One thing that stood out to me in this quote is how much imagery it provides. Each spirit is tied to an element, fire, earth, air, water and each one carries a different personality. Salamanders are “wonderful” and full of light, gnomes are “lean and malicious”, air spirits are wanders, and water spirits are shown as a “vast family”. By giving each element a personality it shows that the natural world is alive and has hidden powers that are beyond human control. At the same time, the story makes it clear that these spirits “rarely allow themselves to become visible” which suggests secrecy and distance meaning the separation from the natural world. They exist alongside humans but stay hidden.I like the wording of this quote because it’s super detailed but at the same time it also organizes nature into different categories. Some spirits sound enchanting while others feel dangerous but they all align to “your race” meaning human beings.
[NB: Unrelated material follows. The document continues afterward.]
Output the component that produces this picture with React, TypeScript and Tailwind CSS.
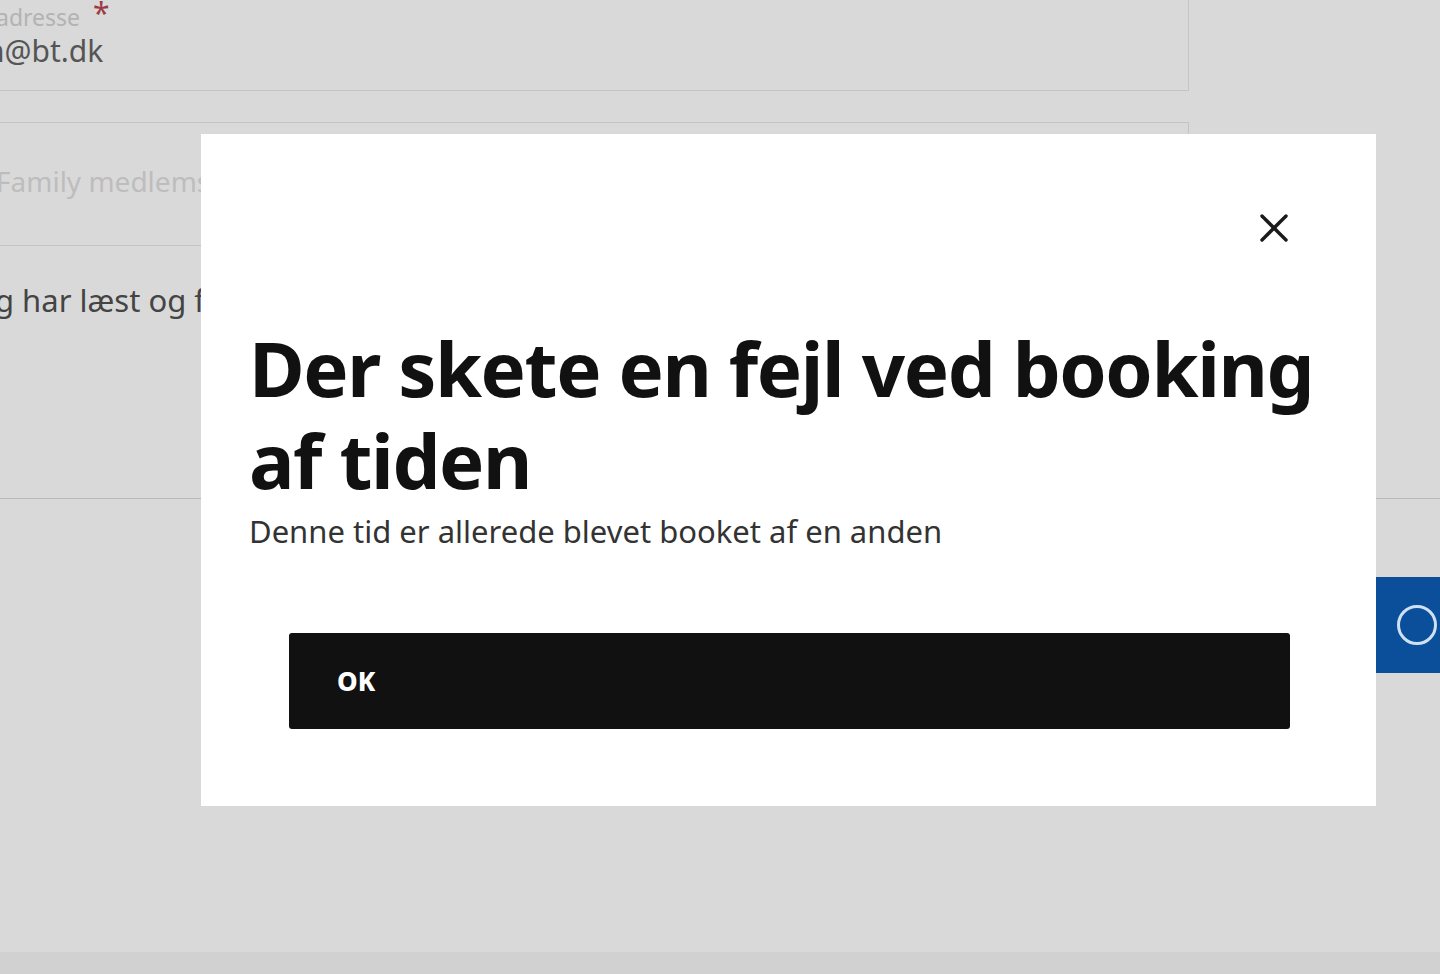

This separation creates the idea that these creatures are like humans but not quite, which makes them fascinating but also threatening.
Another thing I found interesting was the way Undine delivers her speech because it connects to her own identity. Undine is a water spirit who gained a soul through marriage, she belongs to the world of elemental beings but she’s also separated from it. Undine is both an insider and an outsider to human life. She knows their world, but she is now speaking to humans and describing them as different. By saying “your race” she shows that she is in between the two categories, human and nonhuman.
This part of the story shows how the line between nature and humanity is blurred and it connects to Undine’s in between identity. The descriptions of the elements bring out both the beauty and the fear people attach to nature and the way the spirits are kept separate from humans makes me think of the bigger question of how to define what belongs to the human world and what exists outside of it.